Some 91 per cent of FT 401 advisers say they conduct one-on-one meetings with plan participants to discuss retirement investing and planning while 86 per cent offer on-demand assistance to participants via phone or internet.
Providing these services often requires an adviser to have the scale to make these time-intensive activities economical, or have the capital to buy technology (such as online dashboards) that can assist in providing advice.
This pressure has prompted many smaller advisers to seek mergers, while some have abandoned the retirement business. Mergers are helping make the large, elite retirement advisers even larger and more dominant.
Just under half the advisers in this year’s FT 401 have added business through acquisition over the past three years. These advisers estimate that such transactions have added an average of 14 per cent to their DC plan assets.
Retirement advisers have become common takeover targets in recent years. Insurance brokerage Hub International has bought several retirement-orientated advisers in the past two years; its biggest purchase was in September when it took over Global Retirement Partners, headquartered in San Rafael, California, which manages roughly $40bn in retirement assets.
In April, Marsh & McClennan Agency, a subsidiary of the national insurance brokerage Marsh, acquired Centurion Group, an advisory firm based in Plymouth Meeting, Pennsylvania, which oversees $16bn in retirement plan assets.
These deals have rearranged and changed the names of the top retirement advisers. This year’s FT 401 advisers hail from 40 states and Washington. Understandably, more populous states such as California, Texas and Massachusetts have more advisers on the list.

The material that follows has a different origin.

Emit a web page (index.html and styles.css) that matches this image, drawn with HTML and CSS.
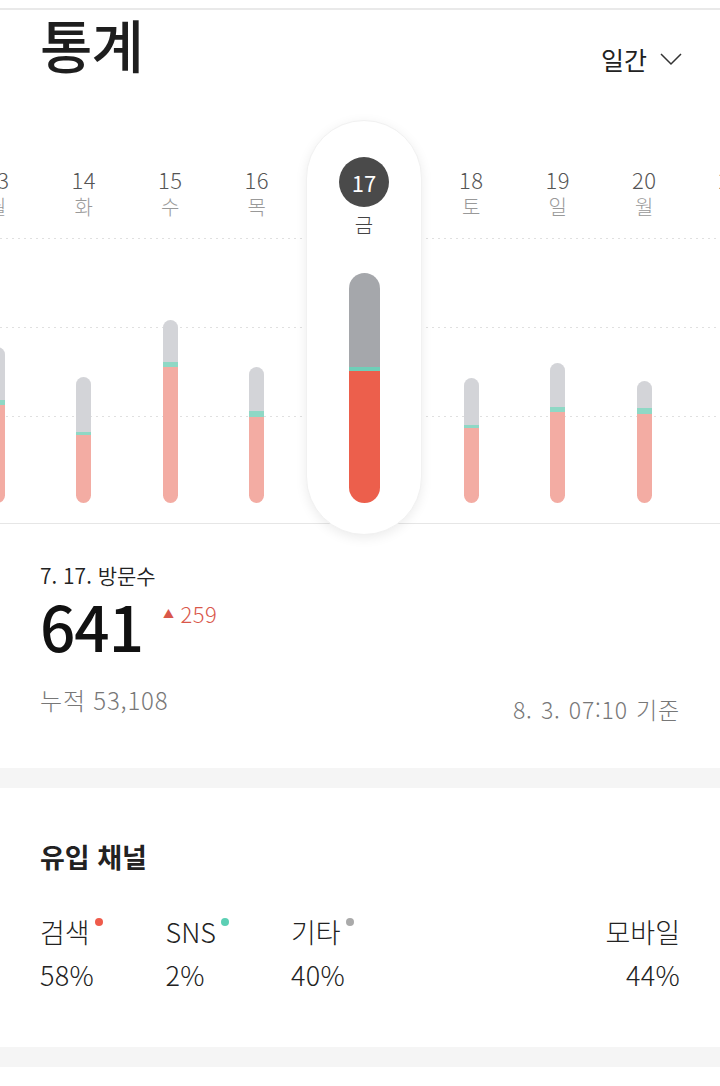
FILE: index.html
```html
<!DOCTYPE html>
<html lang="ko">
<head>
<meta charset="utf-8">
<title>통계</title>
<link rel="stylesheet" href="styles.css">
</head>
<body>
<div class="topline"></div>
<header class="head">
  <h1 class="title">통계</h1>
  <div class="period">일간
    <svg class="chev" width="22" height="14" viewBox="0 0 22 14"><polyline points="1,2 11,12 21,2" fill="none" stroke="#333" stroke-width="1.5"/></svg>
  </div>
</header>

<section class="chart">
  <div class="days">
    <div class="day">
      <div class="date">13</div><div class="dow">월</div>
      <div class="bar"><div class="g" style="height:53px"></div><div class="t" style="height:5px"></div><div class="p" style="height:98px"></div></div>
    </div>
    <div class="day">
      <div class="date">14</div><div class="dow">화</div>
      <div class="bar"><div class="g" style="height:55px"></div><div class="t" style="height:3px"></div><div class="p" style="height:68px"></div></div>
    </div>
    <div class="day">
      <div class="date">15</div><div class="dow">수</div>
      <div class="bar"><div class="g" style="height:42px"></div><div class="t" style="height:5px"></div><div class="p" style="height:136px"></div></div>
    </div>
    <div class="day">
      <div class="date">16</div><div class="dow">목</div>
      <div class="bar"><div class="g" style="height:44px"></div><div class="t" style="height:6px"></div><div class="p" style="height:86px"></div></div>
    </div>
    <div class="day day-sel">
      <div class="card">
        <div class="circle">17</div>
        <div class="dow dow-sel">금</div>
        <div class="bar bar-sel"><div class="g" style="height:94px"></div><div class="t" style="height:4px"></div><div class="p" style="height:132px"></div></div>
      </div>
    </div>
    <div class="day">
      <div class="date">18</div><div class="dow">토</div>
      <div class="bar"><div class="g" style="height:47px"></div><div class="t" style="height:3px"></div><div class="p" style="height:75px"></div></div>
    </div>
    <div class="day">
      <div class="date">19</div><div class="dow">일</div>
      <div class="bar"><div class="g" style="height:44px"></div><div class="t" style="height:5px"></div><div class="p" style="height:91px"></div></div>
    </div>
    <div class="day">
      <div class="date">20</div><div class="dow">월</div>
      <div class="bar"><div class="g" style="height:27px"></div><div class="t" style="height:6px"></div><div class="p" style="height:89px"></div></div>
    </div>
    <div class="day">
      <div class="date">21</div><div class="dow">화</div>
      <div class="bar"><div class="g" style="height:40px"></div><div class="t" style="height:4px"></div><div class="p" style="height:80px"></div></div>
    </div>
  </div>
</section>

<section class="summary">
  <div class="sum-label">7. 17. 방문수</div>
  <div class="sum-main">
    <span class="big">641</span>
    <span class="delta"><span class="tri">▲</span>259</span>
  </div>
  <div class="sum-foot">
    <span class="total">누적 53,108</span>
    <span class="stamp">8. 3. 07:10 기준</span>
  </div>
</section>

<div class="band"></div>

<section class="channels">
  <h2 class="ch-title">유입 채널</h2>
  <div class="ch-row">
    <div class="ch-item">
      <div class="ch-name">검색<span class="dot dot-red"></span></div>
      <div class="ch-val">58%</div>
    </div>
    <div class="ch-item">
      <div class="ch-name">SNS<span class="dot dot-teal"></span></div>
      <div class="ch-val">2%</div>
    </div>
    <div class="ch-item">
      <div class="ch-name">기타<span class="dot dot-gray"></span></div>
      <div class="ch-val">40%</div>
    </div>
    <div class="ch-item ch-right">
      <div class="ch-name">모바일</div>
      <div class="ch-val">44%</div>
    </div>
  </div>
</section>

<div class="band"></div>
</body>
</html>
```

FILE: styles.css
```css
* { box-sizing: border-box; }
html, body { margin: 0; padding: 0; background: #fff; }
body {
  font-family: "Noto Sans CJK KR", "Noto Sans", sans-serif;
  color: #222;
  width: 720px;
  overflow: hidden;
}

.topline {
  margin-top: 8px;
  height: 2px;
  background: #e9e9e9;
}

.head {
  height: 108px;
  padding: 9px 38px 0 40px;
  display: flex;
  justify-content: space-between;
  align-items: flex-start;
}
.title {
  margin: 0;
  font-size: 57px;
  line-height: 48px;
  font-weight: 500;
  color: #1e1e1e;
  letter-spacing: -1px;
}
.period {
  margin-top: 25px;
  display: flex;
  align-items: center;
  font-size: 25px;
  line-height: 30px;
  color: #222;
  font-weight: 400;
}
.chev { margin-left: 13px; }

/* chart */
.chart {
  height: 406px;
  border-bottom: 1px solid #e6e6e6;
  background-image:
    repeating-linear-gradient(90deg, #e0e0e0 0 2px, transparent 2px 6px),
    repeating-linear-gradient(90deg, #e0e0e0 0 2px, transparent 2px 6px),
    repeating-linear-gradient(90deg, #e0e0e0 0 2px, transparent 2px 6px);
  background-size: 100% 1px;
  background-repeat: no-repeat;
  background-position: 0 120px, 0 209px, 0 298px;
}
.days {
  display: flex;
  margin-left: -46px;
  height: 405px;
}
.day {
  flex: none;
  width: 86.5px;
  height: 405px;
  padding: 48px 0 20px;
  display: flex;
  flex-direction: column;
  align-items: center;
}
.date {
  font-size: 22px;
  line-height: 26px;
  color: #555;
  font-weight: 300;
  letter-spacing: 0.5px;
}
.dow {
  margin-top: 3px;
  font-size: 20px;
  line-height: 24px;
  color: #999;
  font-weight: 300;
}
.bar {
  flex: none;
  margin-top: auto;
  width: 15px;
  border-radius: 7.5px;
  overflow: hidden;
  display: flex;
  flex-direction: column;
}
.bar .g { background: #d3d4d8; }
.bar .t { background: #8fd8c5; }
.bar .p { background: #f3aca3; }

.day-sel {
  width: 128px;
  padding: 2px 0 0;
}
.card {
  flex: none;
  width: 116px;
  height: 415px;
  border-radius: 58px;
  background: #fff;
  border: 1px solid #f1f1f1;
  box-shadow: 0 3px 12px rgba(0, 0, 0, 0.08);
  padding: 36px 0 31px;
  display: flex;
  flex-direction: column;
  align-items: center;
  position: relative;
}
.circle {
  flex: none;
  width: 50px;
  height: 50px;
  border-radius: 50%;
  background: #4a4a4a;
  color: #fff;
  font-size: 22px;
  line-height: 50px;
  text-align: center;
  font-weight: 400;
}
.dow-sel {
  margin-top: 6px;
  color: #444;
}
.bar-sel {
  width: 31px;
  border-radius: 15.5px;
}
.bar-sel .g { background: #a5a7ab; }
.bar-sel .t { background: #6fcfb8; }
.bar-sel .p { background: #ec5f4c; }

/* summary */
.summary {
  height: 244px;
  padding: 38px 40px 0;
}
.sum-label {
  font-size: 21px;
  line-height: 26px;
  color: #222;
  font-weight: 350;
}
.sum-main {
  margin-top: 5px;
  display: flex;
  align-items: flex-start;
}
.big {
  font-size: 62px;
  line-height: 64px;
  font-weight: 500;
  color: #111;
  letter-spacing: -1px;
}
.delta {
  margin-top: 7px;
  margin-left: 20px;
  font-size: 22px;
  line-height: 26px;
  color: #d9574a;
  font-weight: 300;
  letter-spacing: 0.5px;
}
.tri {
  font-size: 11px;
  vertical-align: 5px;
  margin-right: 6px;
}
.sum-foot {
  margin-top: 29px;
  display: flex;
  justify-content: space-between;
  align-items: flex-start;
  color: #777;
  font-weight: 300;
}
.total {
  font-size: 24px;
  line-height: 28px;
  letter-spacing: 0.8px;
}
.stamp {
  margin-top: 10px;
  font-size: 23px;
  line-height: 26px;
  letter-spacing: 0.8px;
  word-spacing: 1px;
}

.band {
  height: 20px;
  background: #f5f5f5;
}

/* channels */
.channels {
  height: 259px;
  padding: 53px 40px 0;
}
.ch-title {
  margin: 0;
  font-size: 27px;
  line-height: 32px;
  font-weight: 700;
  color: #222;
}
.ch-row {
  margin-top: 43px;
  display: flex;
}
.ch-item { width: 125.5px; }
.ch-right { margin-left: auto; text-align: right; width: auto; }
.ch-name {
  font-size: 27px;
  line-height: 32px;
  color: #222;
  font-weight: 300;
}
.ch-val {
  margin-top: 11px;
  font-size: 27px;
  line-height: 32px;
  color: #222;
  font-weight: 300;
  letter-spacing: 0.3px;
}
.dot {
  display: inline-block;
  width: 8px;
  height: 8px;
  border-radius: 50%;
  margin-left: 5px;
  vertical-align: top;
  margin-top: 2px;
}
.dot-red { background: #ef5b4b; }
.dot-teal { background: #5ccfb4; }
.dot-gray { background: #aaa; }
```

The increased pressure to improve efficiency, which is behind many of the mergers, is also pushing DC plan advisers to seek lower-cost investments for these plans.
This imperative has helped build demand for passive index-tracking funds, which tend to cost less.
The average fee for an actively managed stock fund fell from 0.93 per cent of assets in 2011 to 0.76 per cent in 2018 but this is still far higher that the average fee for a typical index stock fund.
Such passive vehicles charged on average just 0.08 per cent last year, compared with 0.14 per cent in 2011, according to the Investment Company Institute, an industry body.
A drift towards cheaper index investing continues. Among the FT 401, passive funds have risen from 33 per cent of DC plan assets in 2018 to 36 per cent this year.
Managing business costs is not easy, especially as advisers are often asked to do more for a lower fee. While the FT 401 cohort in 2018 cited lowering their fees as its biggest challenge, the main task for the 2019 group is managing the business of their advisory practices, including structure, staffing and profitability.
The core of these advisers’ work remains helping employers improve the retirement prospects of their staff. To that end, advisers have continued to help popularise the practice of automatically enrolling workers in DC plans though individuals can still opt out. FT 401 advisers say that, on average, 52 per cent of their DC clients use automatic enrolment, whereas only 50 per cent of DC clients did so in 2018.
Advisers also consult employers on their fiduciary duties: their obligation to oversee employees’ retirement assets as though they were their own.
This issue will soon be in the spotlight. The US Department of Labor is expected to propose rules before the end of the year governing the fiduciary responsibilities of advisers and brokers in relation to DC plans.
Any proposals designed by the federal agency to enhance consumer protection will come just months after the introduction of rules, by the US Securities and Exchange Commission in June, that cover brokers’ responsibilities to clients.
Both agencies have sweeping powers and responsibilities for policing the investment and savings sector.
No one knows exactly what to expect from the proposals, nor how well any suggested rule changes put forward by the labour department will align with the recently revised SEC regulations. The only sure thing is the growing complexity of retirement advice business.